begin Source material

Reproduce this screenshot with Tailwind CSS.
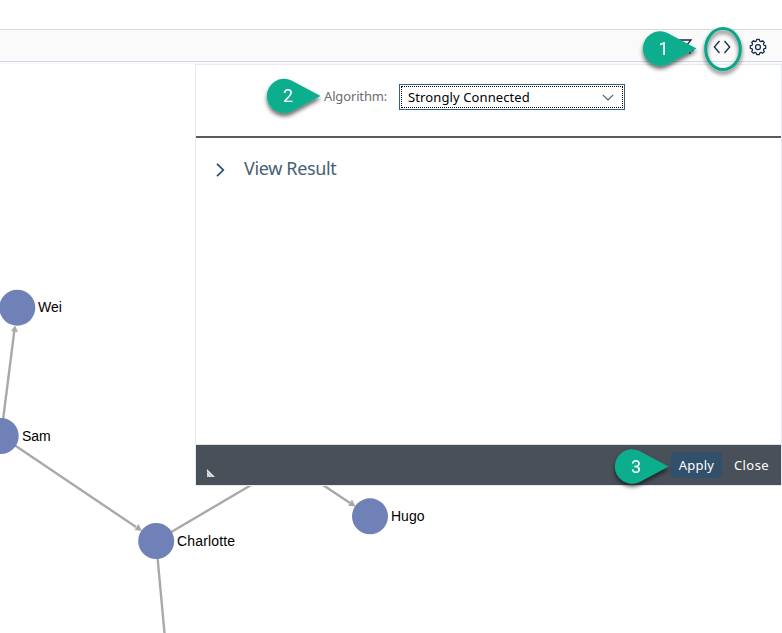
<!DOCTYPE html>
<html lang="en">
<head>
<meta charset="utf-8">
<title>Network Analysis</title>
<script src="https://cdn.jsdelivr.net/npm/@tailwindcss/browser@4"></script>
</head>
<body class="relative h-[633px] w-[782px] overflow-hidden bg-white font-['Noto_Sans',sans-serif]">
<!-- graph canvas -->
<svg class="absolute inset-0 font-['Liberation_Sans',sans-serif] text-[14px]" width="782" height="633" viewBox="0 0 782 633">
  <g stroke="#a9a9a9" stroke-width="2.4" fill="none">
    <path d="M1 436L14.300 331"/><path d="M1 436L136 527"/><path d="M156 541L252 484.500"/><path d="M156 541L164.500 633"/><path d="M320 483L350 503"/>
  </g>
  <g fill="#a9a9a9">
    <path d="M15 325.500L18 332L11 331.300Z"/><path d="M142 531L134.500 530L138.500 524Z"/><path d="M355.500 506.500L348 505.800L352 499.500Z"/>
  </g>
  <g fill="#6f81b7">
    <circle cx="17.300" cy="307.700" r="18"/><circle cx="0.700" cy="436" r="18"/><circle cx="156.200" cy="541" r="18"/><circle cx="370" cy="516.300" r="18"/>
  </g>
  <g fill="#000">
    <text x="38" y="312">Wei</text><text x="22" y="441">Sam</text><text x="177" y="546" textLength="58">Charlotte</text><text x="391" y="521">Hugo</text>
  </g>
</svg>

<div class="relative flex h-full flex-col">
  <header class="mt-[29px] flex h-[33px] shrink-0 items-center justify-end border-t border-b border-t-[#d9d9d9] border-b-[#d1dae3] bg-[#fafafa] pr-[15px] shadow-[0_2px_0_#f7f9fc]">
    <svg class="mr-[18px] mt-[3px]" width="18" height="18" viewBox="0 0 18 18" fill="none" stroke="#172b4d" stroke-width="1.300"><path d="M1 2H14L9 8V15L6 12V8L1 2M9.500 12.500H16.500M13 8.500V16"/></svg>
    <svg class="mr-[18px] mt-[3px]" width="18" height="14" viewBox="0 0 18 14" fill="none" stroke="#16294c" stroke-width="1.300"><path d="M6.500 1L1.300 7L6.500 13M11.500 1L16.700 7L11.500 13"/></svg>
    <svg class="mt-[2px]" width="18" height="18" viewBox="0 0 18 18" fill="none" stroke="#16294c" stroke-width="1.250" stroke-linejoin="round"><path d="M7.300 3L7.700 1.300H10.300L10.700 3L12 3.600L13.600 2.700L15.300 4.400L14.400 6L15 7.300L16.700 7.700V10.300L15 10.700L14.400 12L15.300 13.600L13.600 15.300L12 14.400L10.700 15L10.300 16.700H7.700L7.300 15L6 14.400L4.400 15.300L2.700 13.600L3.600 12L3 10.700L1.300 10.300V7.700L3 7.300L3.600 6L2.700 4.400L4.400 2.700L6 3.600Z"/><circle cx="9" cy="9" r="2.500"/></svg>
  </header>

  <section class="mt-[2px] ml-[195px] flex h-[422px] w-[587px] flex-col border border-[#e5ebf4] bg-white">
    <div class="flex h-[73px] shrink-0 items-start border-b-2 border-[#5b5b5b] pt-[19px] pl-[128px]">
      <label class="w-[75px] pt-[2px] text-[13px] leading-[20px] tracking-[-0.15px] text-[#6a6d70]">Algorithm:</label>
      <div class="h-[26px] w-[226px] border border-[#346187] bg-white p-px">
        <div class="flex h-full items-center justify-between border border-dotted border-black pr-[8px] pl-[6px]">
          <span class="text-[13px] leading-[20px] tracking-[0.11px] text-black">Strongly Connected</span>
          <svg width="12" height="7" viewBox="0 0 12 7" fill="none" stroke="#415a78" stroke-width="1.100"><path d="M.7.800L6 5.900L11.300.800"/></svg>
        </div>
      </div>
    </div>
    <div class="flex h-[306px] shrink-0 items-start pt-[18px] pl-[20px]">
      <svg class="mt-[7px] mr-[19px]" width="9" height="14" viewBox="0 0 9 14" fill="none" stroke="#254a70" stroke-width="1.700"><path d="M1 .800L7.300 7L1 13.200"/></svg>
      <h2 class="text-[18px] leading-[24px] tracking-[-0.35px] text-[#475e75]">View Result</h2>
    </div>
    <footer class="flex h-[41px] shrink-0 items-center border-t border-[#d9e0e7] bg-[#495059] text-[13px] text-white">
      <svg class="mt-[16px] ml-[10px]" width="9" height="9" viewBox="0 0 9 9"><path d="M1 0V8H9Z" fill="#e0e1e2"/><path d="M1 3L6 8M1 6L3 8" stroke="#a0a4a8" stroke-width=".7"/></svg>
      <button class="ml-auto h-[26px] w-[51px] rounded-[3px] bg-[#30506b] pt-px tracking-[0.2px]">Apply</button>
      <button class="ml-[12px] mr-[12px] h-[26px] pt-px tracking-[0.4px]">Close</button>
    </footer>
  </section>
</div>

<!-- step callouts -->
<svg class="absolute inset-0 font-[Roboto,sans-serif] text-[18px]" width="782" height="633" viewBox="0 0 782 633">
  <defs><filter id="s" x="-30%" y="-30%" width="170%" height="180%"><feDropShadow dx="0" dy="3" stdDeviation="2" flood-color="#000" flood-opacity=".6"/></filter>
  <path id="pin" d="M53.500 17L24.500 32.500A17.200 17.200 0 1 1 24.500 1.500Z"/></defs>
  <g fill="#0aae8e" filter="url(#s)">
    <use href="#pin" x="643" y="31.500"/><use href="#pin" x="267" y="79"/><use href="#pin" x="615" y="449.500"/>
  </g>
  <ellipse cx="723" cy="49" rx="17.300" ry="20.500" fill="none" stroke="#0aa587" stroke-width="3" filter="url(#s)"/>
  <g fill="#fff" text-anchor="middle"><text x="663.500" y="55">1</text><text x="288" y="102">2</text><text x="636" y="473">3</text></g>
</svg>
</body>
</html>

end Source material

- _Written exercise_:
Omit the pictures, and quote the material above exactly as given.

- _Final answer_:
Reproduce this screenshot with Tailwind CSS.
<!DOCTYPE html>
<html lang="en">
<head>
<meta charset="utf-8">
<title>Network Analysis</title>
<script src="https://cdn.jsdelivr.net/npm/@tailwindcss/browser@4"></script>
</head>
<body class="relative h-[633px] w-[782px] overflow-hidden bg-white font-['Noto_Sans',sans-serif]">
<!-- graph canvas -->
<svg class="absolute inset-0 font-['Liberation_Sans',sans-serif] text-[14px]" width="782" height="633" viewBox="0 0 782 633">
  <g stroke="#a9a9a9" stroke-width="2.4" fill="none">
    <path d="M1 436L14.300 331"/><path d="M1 436L136 527"/><path d="M156 541L252 484.500"/><path d="M156 541L164.500 633"/><path d="M320 483L350 503"/>
  </g>
  <g fill="#a9a9a9">
    <path d="M15 325.500L18 332L11 331.300Z"/><path d="M142 531L134.500 530L138.500 524Z"/><path d="M355.500 506.500L348 505.800L352 499.500Z"/>
  </g>
  <g fill="#6f81b7">
    <circle cx="17.300" cy="307.700" r="18"/><circle cx="0.700" cy="436" r="18"/><circle cx="156.200" cy="541" r="18"/><circle cx="370" cy="516.300" r="18"/>
  </g>
  <g fill="#000">
    <text x="38" y="312">Wei</text><text x="22" y="441">Sam</text><text x="177" y="546" textLength="58">Charlotte</text><text x="391" y="521">Hugo</text>
  </g>
</svg>

<div class="relative flex h-full flex-col">
  <header class="mt-[29px] flex h-[33px] shrink-0 items-center justify-end border-t border-b border-t-[#d9d9d9] border-b-[#d1dae3] bg-[#fafafa] pr-[15px] shadow-[0_2px_0_#f7f9fc]">
    <svg class="mr-[18px] mt-[3px]" width="18" height="18" viewBox="0 0 18 18" fill="none" stroke="#172b4d" stroke-width="1.300"><path d="M1 2H14L9 8V15L6 12V8L1 2M9.500 12.500H16.500M13 8.500V16"/></svg>
    <svg class="mr-[18px] mt-[3px]" width="18" height="14" viewBox="0 0 18 14" fill="none" stroke="#16294c" stroke-width="1.300"><path d="M6.500 1L1.300 7L6.500 13M11.500 1L16.700 7L11.500 13"/></svg>
    <svg class="mt-[2px]" width="18" height="18" viewBox="0 0 18 18" fill="none" stroke="#16294c" stroke-width="1.250" stroke-linejoin="round"><path d="M7.300 3L7.700 1.300H10.300L10.700 3L12 3.600L13.600 2.700L15.300 4.400L14.400 6L15 7.300L16.700 7.700V10.300L15 10.700L14.400 12L15.300 13.600L13.600 15.300L12 14.400L10.700 15L10.300 16.700H7.700L7.300 15L6 14.400L4.400 15.300L2.700 13.600L3.600 12L3 10.700L1.300 10.300V7.700L3 7.300L3.600 6L2.700 4.400L4.400 2.700L6 3.600Z"/><circle cx="9" cy="9" r="2.500"/></svg>
  </header>

  <section class="mt-[2px] ml-[195px] flex h-[422px] w-[587px] flex-col border border-[#e5ebf4] bg-white">
    <div class="flex h-[73px] shrink-0 items-start border-b-2 border-[#5b5b5b] pt-[19px] pl-[128px]">
      <label class="w-[75px] pt-[2px] text-[13px] leading-[20px] tracking-[-0.15px] text-[#6a6d70]">Algorithm:</label>
      <div class="h-[26px] w-[226px] border border-[#346187] bg-white p-px">
        <div class="flex h-full items-center justify-between border border-dotted border-black pr-[8px] pl-[6px]">
          <span class="text-[13px] leading-[20px] tracking-[0.11px] text-black">Strongly Connected</span>
          <svg width="12" height="7" viewBox="0 0 12 7" fill="none" stroke="#415a78" stroke-width="1.100"><path d="M.7.800L6 5.900L11.300.800"/></svg>
        </div>
      </div>
    </div>
    <div class="flex h-[306px] shrink-0 items-start pt-[18px] pl-[20px]">
      <svg class="mt-[7px] mr-[19px]" width="9" height="14" viewBox="0 0 9 14" fill="none" stroke="#254a70" stroke-width="1.700"><path d="M1 .800L7.300 7L1 13.200"/></svg>
      <h2 class="text-[18px] leading-[24px] tracking-[-0.35px] text-[#475e75]">View Result</h2>
    </div>
    <footer class="flex h-[41px] shrink-0 items-center border-t border-[#d9e0e7] bg-[#495059] text-[13px] text-white">
      <svg class="mt-[16px] ml-[10px]" width="9" height="9" viewBox="0 0 9 9"><path d="M1 0V8H9Z" fill="#e0e1e2"/><path d="M1 3L6 8M1 6L3 8" stroke="#a0a4a8" stroke-width=".7"/></svg>
      <button class="ml-auto h-[26px] w-[51px] rounded-[3px] bg-[#30506b] pt-px tracking-[0.2px]">Apply</button>
      <button class="ml-[12px] mr-[12px] h-[26px] pt-px tracking-[0.4px]">Close</button>
    </footer>
  </section>
</div>

<!-- step callouts -->
<svg class="absolute inset-0 font-[Roboto,sans-serif] text-[18px]" width="782" height="633" viewBox="0 0 782 633">
  <defs><filter id="s" x="-30%" y="-30%" width="170%" height="180%"><feDropShadow dx="0" dy="3" stdDeviation="2" flood-color="#000" flood-opacity=".6"/></filter>
  <path id="pin" d="M53.500 17L24.500 32.500A17.200 17.200 0 1 1 24.500 1.500Z"/></defs>
  <g fill="#0aae8e" filter="url(#s)">
    <use href="#pin" x="643" y="31.500"/><use href="#pin" x="267" y="79"/><use href="#pin" x="615" y="449.500"/>
  </g>
  <ellipse cx="723" cy="49" rx="17.300" ry="20.500" fill="none" stroke="#0aa587" stroke-width="3" filter="url(#s)"/>
  <g fill="#fff" text-anchor="middle"><text x="663.500" y="55">1</text><text x="288" y="102">2</text><text x="636" y="473">3</text></g>
</svg>
</body>
</html>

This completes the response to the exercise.